**What is required**. Pick out the lines below that contain the string "index" and copy them all.

[Dataset items]
::::::::::

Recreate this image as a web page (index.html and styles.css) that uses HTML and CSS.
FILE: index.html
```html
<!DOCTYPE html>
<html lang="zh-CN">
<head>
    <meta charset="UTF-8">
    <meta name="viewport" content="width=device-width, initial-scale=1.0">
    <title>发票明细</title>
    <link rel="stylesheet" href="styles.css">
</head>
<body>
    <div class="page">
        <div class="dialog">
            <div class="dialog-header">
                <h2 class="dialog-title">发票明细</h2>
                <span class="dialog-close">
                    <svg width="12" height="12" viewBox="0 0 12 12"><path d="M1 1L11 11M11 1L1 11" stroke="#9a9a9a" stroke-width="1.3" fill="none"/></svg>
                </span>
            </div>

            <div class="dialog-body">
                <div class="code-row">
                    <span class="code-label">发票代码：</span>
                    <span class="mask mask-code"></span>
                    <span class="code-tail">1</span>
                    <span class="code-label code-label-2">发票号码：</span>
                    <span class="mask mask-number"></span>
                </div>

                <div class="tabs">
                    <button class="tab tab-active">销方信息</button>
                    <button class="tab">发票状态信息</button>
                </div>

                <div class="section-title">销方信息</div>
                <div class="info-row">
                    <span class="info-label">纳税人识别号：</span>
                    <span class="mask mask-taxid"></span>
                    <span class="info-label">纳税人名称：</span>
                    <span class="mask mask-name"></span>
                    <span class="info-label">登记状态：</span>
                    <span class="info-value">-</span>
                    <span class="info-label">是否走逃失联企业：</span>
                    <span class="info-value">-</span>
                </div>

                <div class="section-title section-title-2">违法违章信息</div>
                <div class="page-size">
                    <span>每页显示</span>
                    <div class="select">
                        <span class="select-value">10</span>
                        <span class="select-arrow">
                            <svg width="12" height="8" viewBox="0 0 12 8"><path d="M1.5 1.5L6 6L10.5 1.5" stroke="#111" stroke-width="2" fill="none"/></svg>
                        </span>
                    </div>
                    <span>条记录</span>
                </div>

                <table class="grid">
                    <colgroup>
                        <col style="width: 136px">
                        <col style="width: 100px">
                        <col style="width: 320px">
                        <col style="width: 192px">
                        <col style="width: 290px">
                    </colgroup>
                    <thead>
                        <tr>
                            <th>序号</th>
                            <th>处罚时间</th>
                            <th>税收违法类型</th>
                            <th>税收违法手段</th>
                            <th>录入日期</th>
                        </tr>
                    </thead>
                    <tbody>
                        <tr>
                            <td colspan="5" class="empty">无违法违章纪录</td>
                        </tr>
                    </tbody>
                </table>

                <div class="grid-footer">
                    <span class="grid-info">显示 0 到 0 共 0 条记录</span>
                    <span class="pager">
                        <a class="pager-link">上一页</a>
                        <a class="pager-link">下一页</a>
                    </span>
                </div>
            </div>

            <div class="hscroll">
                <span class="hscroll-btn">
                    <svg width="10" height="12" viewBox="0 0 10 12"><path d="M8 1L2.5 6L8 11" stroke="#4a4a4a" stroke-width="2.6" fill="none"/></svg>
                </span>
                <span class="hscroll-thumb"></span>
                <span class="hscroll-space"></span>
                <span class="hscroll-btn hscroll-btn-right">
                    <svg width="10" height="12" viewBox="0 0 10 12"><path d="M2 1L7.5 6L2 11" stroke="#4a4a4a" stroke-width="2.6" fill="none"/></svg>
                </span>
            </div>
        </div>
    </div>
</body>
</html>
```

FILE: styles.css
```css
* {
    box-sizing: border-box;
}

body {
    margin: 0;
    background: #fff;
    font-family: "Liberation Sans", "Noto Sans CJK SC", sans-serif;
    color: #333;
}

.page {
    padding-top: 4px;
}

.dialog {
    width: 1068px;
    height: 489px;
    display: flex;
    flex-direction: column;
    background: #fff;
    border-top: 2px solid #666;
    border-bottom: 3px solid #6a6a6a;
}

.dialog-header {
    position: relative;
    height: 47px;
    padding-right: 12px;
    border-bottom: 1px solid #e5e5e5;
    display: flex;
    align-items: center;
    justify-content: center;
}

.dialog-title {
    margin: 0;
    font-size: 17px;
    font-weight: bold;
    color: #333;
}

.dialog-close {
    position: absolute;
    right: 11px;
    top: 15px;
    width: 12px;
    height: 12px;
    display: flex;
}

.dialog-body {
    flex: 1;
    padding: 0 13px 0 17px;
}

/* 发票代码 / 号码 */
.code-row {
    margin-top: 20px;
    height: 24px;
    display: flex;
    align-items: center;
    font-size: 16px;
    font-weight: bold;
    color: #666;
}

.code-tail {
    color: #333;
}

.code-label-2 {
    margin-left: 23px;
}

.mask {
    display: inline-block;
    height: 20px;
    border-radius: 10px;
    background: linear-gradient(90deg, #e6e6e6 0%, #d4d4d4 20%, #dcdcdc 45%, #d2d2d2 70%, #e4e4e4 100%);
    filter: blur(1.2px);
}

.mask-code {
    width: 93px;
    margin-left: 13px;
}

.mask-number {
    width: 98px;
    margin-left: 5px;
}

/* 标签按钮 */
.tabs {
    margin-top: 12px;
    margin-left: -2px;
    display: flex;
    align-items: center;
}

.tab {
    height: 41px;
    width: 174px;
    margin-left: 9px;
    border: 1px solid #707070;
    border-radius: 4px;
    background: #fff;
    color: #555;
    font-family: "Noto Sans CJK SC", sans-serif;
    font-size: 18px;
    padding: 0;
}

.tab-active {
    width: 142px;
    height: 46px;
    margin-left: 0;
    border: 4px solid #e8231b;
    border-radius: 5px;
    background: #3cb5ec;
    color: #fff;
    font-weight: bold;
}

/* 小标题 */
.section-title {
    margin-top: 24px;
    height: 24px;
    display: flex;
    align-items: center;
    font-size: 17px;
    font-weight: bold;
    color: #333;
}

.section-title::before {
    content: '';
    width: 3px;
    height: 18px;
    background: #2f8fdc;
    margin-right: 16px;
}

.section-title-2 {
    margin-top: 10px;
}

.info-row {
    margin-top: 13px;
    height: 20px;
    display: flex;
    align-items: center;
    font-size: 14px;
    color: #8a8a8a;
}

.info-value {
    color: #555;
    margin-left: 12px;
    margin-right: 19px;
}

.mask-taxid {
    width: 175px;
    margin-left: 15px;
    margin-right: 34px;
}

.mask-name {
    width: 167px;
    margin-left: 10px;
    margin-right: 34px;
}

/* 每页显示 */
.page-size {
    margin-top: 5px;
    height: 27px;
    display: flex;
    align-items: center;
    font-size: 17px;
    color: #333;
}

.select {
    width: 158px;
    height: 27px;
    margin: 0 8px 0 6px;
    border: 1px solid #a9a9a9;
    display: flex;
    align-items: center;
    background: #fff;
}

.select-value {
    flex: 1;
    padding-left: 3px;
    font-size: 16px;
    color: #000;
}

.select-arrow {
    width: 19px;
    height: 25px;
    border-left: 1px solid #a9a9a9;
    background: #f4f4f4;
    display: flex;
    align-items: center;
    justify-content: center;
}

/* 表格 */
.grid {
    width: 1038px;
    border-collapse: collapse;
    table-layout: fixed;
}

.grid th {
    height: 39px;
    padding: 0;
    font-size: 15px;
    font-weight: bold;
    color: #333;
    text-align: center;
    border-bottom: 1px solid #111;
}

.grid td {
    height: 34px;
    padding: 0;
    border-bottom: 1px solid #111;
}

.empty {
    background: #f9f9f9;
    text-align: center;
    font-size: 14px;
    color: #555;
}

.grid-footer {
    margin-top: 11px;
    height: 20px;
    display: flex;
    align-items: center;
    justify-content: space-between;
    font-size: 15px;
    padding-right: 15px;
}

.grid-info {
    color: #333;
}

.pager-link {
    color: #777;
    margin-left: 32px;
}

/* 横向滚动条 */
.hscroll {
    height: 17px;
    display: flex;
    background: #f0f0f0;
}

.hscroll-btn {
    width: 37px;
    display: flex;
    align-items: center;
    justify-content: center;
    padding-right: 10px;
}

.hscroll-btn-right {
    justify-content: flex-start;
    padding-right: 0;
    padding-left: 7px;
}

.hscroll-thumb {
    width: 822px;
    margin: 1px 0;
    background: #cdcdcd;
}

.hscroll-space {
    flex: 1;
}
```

::::::::::

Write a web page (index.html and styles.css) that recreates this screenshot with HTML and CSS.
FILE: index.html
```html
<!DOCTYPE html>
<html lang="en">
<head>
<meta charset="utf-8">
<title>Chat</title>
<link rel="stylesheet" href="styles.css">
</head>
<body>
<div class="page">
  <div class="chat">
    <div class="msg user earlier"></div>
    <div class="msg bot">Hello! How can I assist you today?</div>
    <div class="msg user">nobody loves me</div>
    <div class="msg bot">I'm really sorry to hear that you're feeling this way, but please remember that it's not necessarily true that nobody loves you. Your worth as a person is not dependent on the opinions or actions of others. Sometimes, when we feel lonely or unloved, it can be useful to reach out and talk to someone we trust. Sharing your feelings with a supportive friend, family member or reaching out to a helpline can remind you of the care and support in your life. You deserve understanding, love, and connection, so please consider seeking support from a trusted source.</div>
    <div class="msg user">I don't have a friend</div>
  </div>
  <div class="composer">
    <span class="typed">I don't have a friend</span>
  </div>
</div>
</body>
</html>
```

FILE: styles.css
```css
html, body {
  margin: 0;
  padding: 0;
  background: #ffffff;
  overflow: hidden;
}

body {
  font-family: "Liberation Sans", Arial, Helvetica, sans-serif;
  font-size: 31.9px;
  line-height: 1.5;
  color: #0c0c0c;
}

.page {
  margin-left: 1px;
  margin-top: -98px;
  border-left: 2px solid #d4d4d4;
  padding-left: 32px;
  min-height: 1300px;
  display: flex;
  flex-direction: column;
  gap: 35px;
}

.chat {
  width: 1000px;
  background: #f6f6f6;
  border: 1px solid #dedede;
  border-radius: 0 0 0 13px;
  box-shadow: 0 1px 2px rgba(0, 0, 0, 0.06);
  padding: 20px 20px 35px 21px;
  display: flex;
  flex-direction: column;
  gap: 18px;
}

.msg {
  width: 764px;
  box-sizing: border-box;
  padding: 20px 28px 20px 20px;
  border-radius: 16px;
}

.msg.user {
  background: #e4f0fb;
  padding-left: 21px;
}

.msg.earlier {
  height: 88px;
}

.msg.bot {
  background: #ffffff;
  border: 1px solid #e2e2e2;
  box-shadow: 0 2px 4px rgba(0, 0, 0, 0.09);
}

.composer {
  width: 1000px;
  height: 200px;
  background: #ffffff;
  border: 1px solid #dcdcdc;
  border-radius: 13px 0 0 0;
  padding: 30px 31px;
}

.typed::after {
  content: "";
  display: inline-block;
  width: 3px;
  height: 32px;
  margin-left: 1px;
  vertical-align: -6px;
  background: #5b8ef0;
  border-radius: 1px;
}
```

::::::::::

**Written response**.
Recreate this image as a web page (index.html and styles.css) that uses HTML and CSS.
FILE: index.html
Write a web page (index.html and styles.css) that recreates this screenshot with HTML and CSS.
FILE: index.html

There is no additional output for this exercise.